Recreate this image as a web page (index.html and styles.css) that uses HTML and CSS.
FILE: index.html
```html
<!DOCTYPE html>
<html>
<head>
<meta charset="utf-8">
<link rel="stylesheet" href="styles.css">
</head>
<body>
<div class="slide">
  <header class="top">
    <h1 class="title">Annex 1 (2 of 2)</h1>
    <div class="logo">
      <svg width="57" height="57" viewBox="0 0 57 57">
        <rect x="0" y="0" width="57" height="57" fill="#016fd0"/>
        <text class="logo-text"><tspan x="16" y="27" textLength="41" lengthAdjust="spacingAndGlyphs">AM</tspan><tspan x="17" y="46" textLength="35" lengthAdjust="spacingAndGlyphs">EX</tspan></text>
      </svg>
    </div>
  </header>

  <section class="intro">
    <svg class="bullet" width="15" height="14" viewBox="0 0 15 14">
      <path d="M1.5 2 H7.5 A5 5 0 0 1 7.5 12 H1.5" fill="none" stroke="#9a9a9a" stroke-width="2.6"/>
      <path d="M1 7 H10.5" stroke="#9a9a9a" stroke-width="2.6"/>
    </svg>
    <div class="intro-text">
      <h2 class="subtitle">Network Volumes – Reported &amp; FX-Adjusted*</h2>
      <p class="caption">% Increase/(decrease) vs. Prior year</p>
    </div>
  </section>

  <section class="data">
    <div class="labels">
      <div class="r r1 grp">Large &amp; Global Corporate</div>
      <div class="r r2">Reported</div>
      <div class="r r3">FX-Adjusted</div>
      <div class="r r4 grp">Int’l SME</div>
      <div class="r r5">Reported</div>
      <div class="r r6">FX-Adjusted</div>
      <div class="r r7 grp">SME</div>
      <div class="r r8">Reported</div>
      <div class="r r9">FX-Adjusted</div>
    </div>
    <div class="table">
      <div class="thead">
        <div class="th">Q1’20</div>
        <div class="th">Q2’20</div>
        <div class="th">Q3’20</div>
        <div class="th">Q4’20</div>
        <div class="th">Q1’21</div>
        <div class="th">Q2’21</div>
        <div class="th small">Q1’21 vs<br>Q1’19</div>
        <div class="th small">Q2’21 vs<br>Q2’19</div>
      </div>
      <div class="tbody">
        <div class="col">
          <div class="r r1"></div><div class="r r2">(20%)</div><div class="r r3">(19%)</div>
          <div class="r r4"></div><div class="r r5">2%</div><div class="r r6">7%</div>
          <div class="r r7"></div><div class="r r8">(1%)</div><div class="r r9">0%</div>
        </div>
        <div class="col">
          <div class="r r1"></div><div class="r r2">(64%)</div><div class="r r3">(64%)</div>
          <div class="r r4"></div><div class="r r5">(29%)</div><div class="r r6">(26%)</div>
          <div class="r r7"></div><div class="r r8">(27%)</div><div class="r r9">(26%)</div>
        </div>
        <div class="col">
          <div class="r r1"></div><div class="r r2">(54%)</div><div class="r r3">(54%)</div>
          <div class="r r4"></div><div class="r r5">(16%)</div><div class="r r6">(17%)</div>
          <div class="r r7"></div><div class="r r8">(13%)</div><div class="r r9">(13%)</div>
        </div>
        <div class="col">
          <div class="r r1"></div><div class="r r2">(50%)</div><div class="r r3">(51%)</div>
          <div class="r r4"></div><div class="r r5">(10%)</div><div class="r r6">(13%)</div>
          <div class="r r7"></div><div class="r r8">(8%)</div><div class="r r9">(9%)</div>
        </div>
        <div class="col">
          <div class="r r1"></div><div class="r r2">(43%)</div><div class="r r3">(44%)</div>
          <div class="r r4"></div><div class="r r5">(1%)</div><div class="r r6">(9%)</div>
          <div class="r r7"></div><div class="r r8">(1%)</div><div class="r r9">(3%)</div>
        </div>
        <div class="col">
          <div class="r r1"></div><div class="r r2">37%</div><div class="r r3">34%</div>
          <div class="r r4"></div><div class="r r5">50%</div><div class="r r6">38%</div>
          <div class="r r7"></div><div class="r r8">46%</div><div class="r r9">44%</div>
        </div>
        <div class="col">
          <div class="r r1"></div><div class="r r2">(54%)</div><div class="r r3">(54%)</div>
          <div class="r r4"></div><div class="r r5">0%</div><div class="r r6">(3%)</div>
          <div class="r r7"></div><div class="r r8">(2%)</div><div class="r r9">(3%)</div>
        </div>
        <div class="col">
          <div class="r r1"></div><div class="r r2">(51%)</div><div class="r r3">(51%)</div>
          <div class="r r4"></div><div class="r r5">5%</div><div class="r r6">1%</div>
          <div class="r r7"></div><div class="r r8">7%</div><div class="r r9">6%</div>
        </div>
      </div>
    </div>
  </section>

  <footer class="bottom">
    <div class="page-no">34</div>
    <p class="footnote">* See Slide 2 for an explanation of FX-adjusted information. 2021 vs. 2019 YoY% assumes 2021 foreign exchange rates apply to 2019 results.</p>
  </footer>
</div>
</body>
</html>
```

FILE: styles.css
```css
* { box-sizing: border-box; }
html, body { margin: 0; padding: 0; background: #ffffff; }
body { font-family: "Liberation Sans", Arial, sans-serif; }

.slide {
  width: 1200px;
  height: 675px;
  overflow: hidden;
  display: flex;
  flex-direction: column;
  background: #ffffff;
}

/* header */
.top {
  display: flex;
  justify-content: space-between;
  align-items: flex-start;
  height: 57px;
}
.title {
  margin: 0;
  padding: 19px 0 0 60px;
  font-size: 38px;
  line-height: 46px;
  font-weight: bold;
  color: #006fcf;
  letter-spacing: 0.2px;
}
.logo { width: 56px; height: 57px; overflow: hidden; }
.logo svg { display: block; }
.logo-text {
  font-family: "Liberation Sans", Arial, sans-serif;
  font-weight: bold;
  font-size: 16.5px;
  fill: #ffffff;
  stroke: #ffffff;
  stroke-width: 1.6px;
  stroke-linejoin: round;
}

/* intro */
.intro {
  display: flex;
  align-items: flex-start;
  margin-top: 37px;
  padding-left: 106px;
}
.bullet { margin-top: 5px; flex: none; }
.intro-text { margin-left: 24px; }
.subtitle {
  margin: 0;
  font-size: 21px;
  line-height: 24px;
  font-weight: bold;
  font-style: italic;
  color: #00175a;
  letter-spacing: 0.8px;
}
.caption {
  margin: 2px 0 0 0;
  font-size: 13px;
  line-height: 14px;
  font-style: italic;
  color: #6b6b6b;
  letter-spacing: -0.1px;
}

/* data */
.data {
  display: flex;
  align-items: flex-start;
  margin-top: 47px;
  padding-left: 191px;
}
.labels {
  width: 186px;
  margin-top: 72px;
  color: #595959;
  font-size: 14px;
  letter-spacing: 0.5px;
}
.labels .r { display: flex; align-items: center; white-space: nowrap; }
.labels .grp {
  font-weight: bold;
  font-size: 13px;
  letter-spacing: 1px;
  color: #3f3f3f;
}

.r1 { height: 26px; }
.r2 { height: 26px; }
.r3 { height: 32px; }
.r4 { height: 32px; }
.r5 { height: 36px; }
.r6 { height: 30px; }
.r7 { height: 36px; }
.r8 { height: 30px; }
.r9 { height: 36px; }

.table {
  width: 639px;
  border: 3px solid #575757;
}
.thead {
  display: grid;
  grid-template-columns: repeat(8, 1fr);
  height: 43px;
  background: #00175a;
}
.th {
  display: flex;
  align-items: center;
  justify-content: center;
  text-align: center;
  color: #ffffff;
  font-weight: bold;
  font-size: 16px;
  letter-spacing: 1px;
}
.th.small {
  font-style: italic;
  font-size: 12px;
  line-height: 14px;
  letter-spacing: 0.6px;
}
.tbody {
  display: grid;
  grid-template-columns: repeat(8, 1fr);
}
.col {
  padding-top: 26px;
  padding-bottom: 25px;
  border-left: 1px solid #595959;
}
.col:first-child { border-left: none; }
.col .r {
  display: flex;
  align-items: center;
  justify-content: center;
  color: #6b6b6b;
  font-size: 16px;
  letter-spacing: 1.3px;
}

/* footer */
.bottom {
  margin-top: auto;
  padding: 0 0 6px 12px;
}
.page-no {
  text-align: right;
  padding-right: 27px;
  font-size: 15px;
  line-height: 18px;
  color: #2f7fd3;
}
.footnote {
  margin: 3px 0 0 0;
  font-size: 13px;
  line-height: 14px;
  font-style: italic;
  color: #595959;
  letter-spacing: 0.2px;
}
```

==

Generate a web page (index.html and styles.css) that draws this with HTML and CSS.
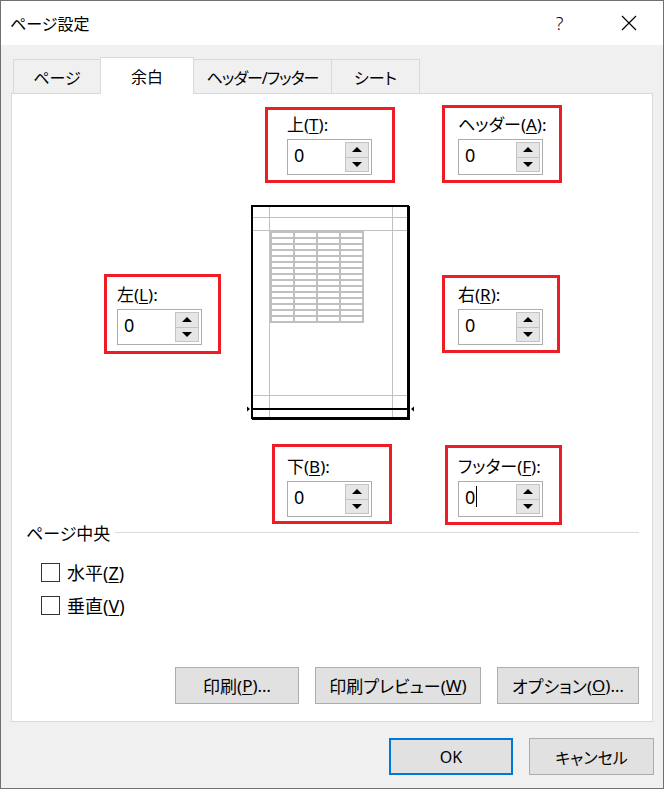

--

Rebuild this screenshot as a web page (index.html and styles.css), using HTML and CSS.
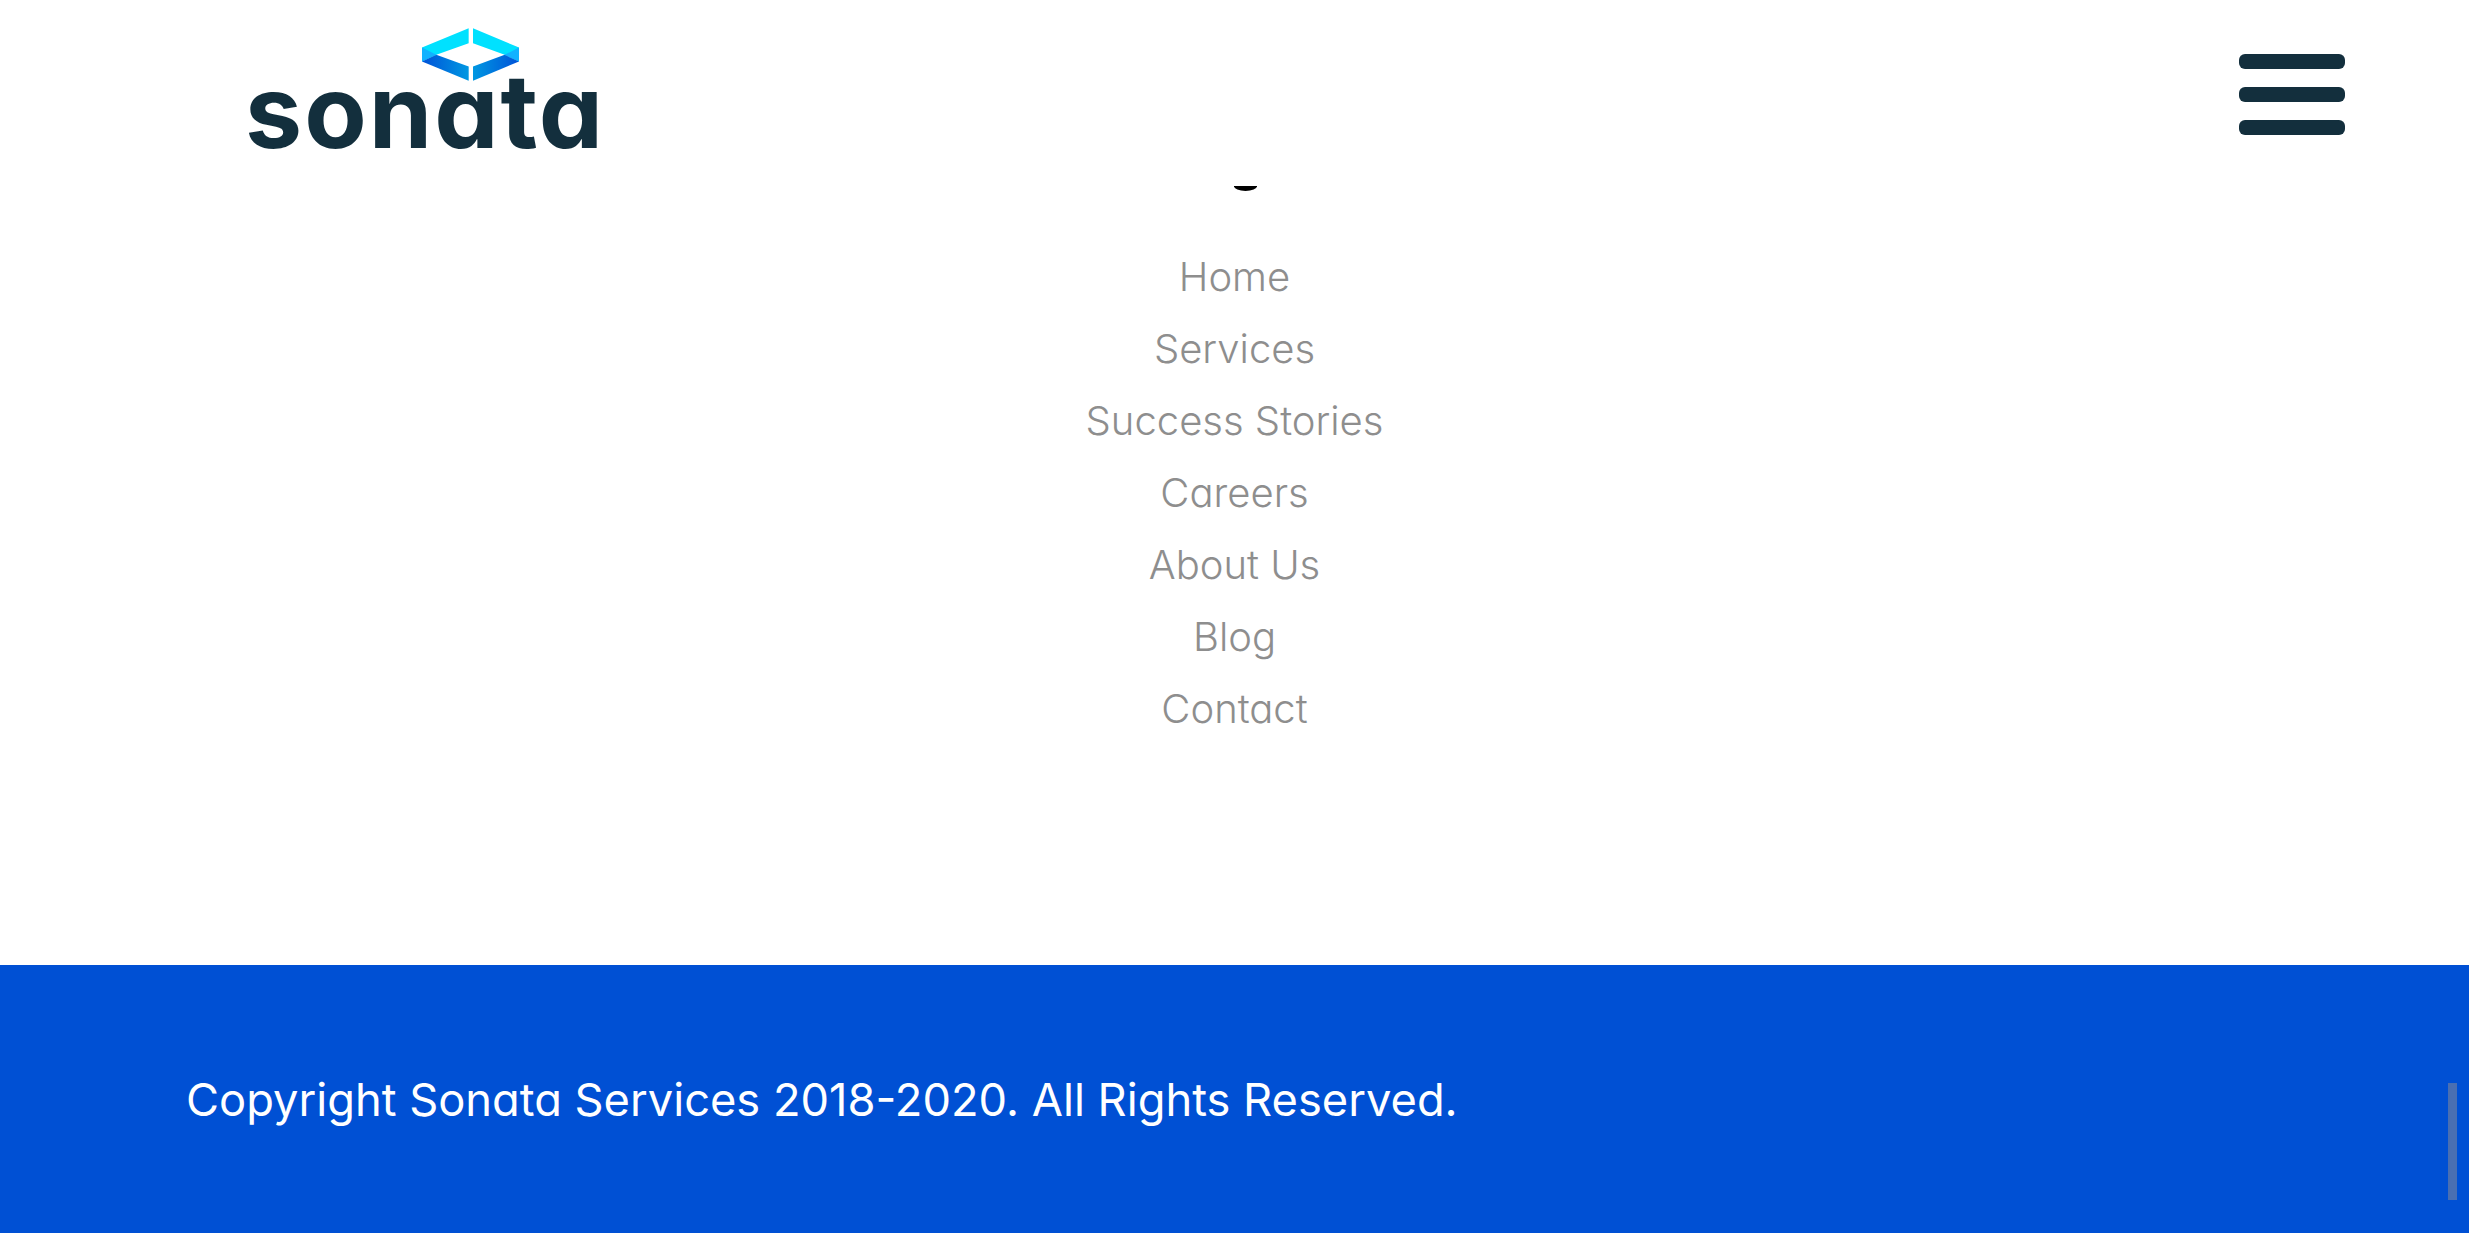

_Set exercise_
Report how many lines of the records above contain the word "index", and give only that number.

_Solved problem_
4